## Begin Provided data

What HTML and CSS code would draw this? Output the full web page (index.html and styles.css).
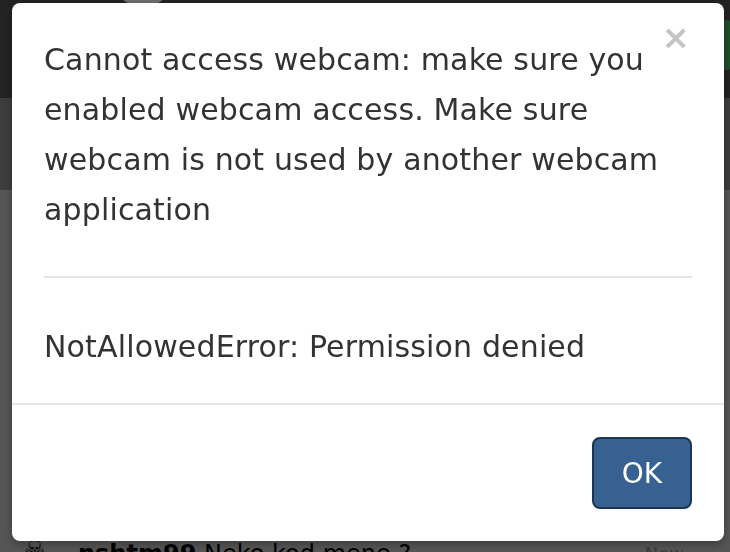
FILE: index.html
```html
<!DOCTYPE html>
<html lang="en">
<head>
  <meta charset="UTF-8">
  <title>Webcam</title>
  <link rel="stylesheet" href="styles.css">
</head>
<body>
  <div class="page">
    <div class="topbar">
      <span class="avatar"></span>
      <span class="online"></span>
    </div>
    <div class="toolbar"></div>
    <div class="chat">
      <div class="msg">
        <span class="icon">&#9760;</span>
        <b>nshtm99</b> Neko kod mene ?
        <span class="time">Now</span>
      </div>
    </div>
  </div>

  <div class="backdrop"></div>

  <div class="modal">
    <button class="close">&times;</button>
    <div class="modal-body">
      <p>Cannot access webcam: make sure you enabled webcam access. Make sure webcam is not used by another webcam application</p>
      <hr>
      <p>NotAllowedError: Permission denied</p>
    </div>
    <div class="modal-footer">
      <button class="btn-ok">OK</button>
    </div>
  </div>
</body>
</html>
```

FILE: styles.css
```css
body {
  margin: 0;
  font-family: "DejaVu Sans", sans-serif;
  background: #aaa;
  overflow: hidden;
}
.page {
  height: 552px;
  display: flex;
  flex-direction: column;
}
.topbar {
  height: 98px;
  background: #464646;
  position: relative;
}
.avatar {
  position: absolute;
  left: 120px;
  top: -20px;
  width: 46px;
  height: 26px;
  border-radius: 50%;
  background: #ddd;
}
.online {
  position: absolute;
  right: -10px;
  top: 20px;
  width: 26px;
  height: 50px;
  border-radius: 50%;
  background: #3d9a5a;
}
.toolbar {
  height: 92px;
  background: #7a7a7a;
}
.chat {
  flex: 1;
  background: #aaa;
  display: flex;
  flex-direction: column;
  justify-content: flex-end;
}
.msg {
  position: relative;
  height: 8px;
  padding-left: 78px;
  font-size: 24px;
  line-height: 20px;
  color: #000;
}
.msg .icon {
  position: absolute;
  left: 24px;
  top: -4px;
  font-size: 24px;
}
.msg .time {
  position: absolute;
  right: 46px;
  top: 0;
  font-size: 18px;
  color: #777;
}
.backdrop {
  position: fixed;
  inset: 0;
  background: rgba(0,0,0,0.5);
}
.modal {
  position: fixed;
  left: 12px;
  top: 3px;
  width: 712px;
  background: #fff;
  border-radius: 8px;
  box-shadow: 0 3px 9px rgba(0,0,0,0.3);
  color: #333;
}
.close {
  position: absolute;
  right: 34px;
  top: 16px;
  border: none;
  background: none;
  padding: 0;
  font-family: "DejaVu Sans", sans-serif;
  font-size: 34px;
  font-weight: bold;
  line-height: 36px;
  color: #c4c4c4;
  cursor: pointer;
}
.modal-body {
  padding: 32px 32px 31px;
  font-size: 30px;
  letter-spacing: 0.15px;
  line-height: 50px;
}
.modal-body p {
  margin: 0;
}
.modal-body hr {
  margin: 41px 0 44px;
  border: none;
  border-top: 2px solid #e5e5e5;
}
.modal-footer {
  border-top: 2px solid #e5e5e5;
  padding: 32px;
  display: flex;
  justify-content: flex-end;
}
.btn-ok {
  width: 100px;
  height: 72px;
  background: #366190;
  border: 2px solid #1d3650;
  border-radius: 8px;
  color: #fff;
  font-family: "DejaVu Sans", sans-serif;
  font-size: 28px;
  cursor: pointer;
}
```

## End Provided data

*What is being asked:*
The pictures should not be reproduced; quote all of the other material exactly.

*Answer to the exercise:*
What HTML and CSS code would draw this? Output the full web page (index.html and styles.css).
FILE: index.html
```html
<!DOCTYPE html>
<html lang="en">
<head>
  <meta charset="UTF-8">
  <title>Webcam</title>
  <link rel="stylesheet" href="styles.css">
</head>
<body>
  <div class="page">
    <div class="topbar">
      <span class="avatar"></span>
      <span class="online"></span>
    </div>
    <div class="toolbar"></div>
    <div class="chat">
      <div class="msg">
        <span class="icon">&#9760;</span>
        <b>nshtm99</b> Neko kod mene ?
        <span class="time">Now</span>
      </div>
    </div>
  </div>

  <div class="backdrop"></div>

  <div class="modal">
    <button class="close">&times;</button>
    <div class="modal-body">
      <p>Cannot access webcam: make sure you enabled webcam access. Make sure webcam is not used by another webcam application</p>
      <hr>
      <p>NotAllowedError: Permission denied</p>
    </div>
    <div class="modal-footer">
      <button class="btn-ok">OK</button>
    </div>
  </div>
</body>
</html>
```

FILE: styles.css
```css
body {
  margin: 0;
  font-family: "DejaVu Sans", sans-serif;
  background: #aaa;
  overflow: hidden;
}
.page {
  height: 552px;
  display: flex;
  flex-direction: column;
}
.topbar {
  height: 98px;
  background: #464646;
  position: relative;
}
.avatar {
  position: absolute;
  left: 120px;
  top: -20px;
  width: 46px;
  height: 26px;
  border-radius: 50%;
  background: #ddd;
}
.online {
  position: absolute;
  right: -10px;
  top: 20px;
  width: 26px;
  height: 50px;
  border-radius: 50%;
  background: #3d9a5a;
}
.toolbar {
  height: 92px;
  background: #7a7a7a;
}
.chat {
  flex: 1;
  background: #aaa;
  display: flex;
  flex-direction: column;
  justify-content: flex-end;
}
.msg {
  position: relative;
  height: 8px;
  padding-left: 78px;
  font-size: 24px;
  line-height: 20px;
  color: #000;
}
.msg .icon {
  position: absolute;
  left: 24px;
  top: -4px;
  font-size: 24px;
}
.msg .time {
  position: absolute;
  right: 46px;
  top: 0;
  font-size: 18px;
  color: #777;
}
.backdrop {
  position: fixed;
  inset: 0;
  background: rgba(0,0,0,0.5);
}
.modal {
  position: fixed;
  left: 12px;
  top: 3px;
  width: 712px;
  background: #fff;
  border-radius: 8px;
  box-shadow: 0 3px 9px rgba(0,0,0,0.3);
  color: #333;
}
.close {
  position: absolute;
  right: 34px;
  top: 16px;
  border: none;
  background: none;
  padding: 0;
  font-family: "DejaVu Sans", sans-serif;
  font-size: 34px;
  font-weight: bold;
  line-height: 36px;
  color: #c4c4c4;
  cursor: pointer;
}
.modal-body {
  padding: 32px 32px 31px;
  font-size: 30px;
  letter-spacing: 0.15px;
  line-height: 50px;
}
.modal-body p {
  margin: 0;
}
.modal-body hr {
  margin: 41px 0 44px;
  border: none;
  border-top: 2px solid #e5e5e5;
}
.modal-footer {
  border-top: 2px solid #e5e5e5;
  padding: 32px;
  display: flex;
  justify-content: flex-end;
}
.btn-ok {
  width: 100px;
  height: 72px;
  background: #366190;
  border: 2px solid #1d3650;
  border-radius: 8px;
  color: #fff;
  font-family: "DejaVu Sans", sans-serif;
  font-size: 28px;
  cursor: pointer;
}
```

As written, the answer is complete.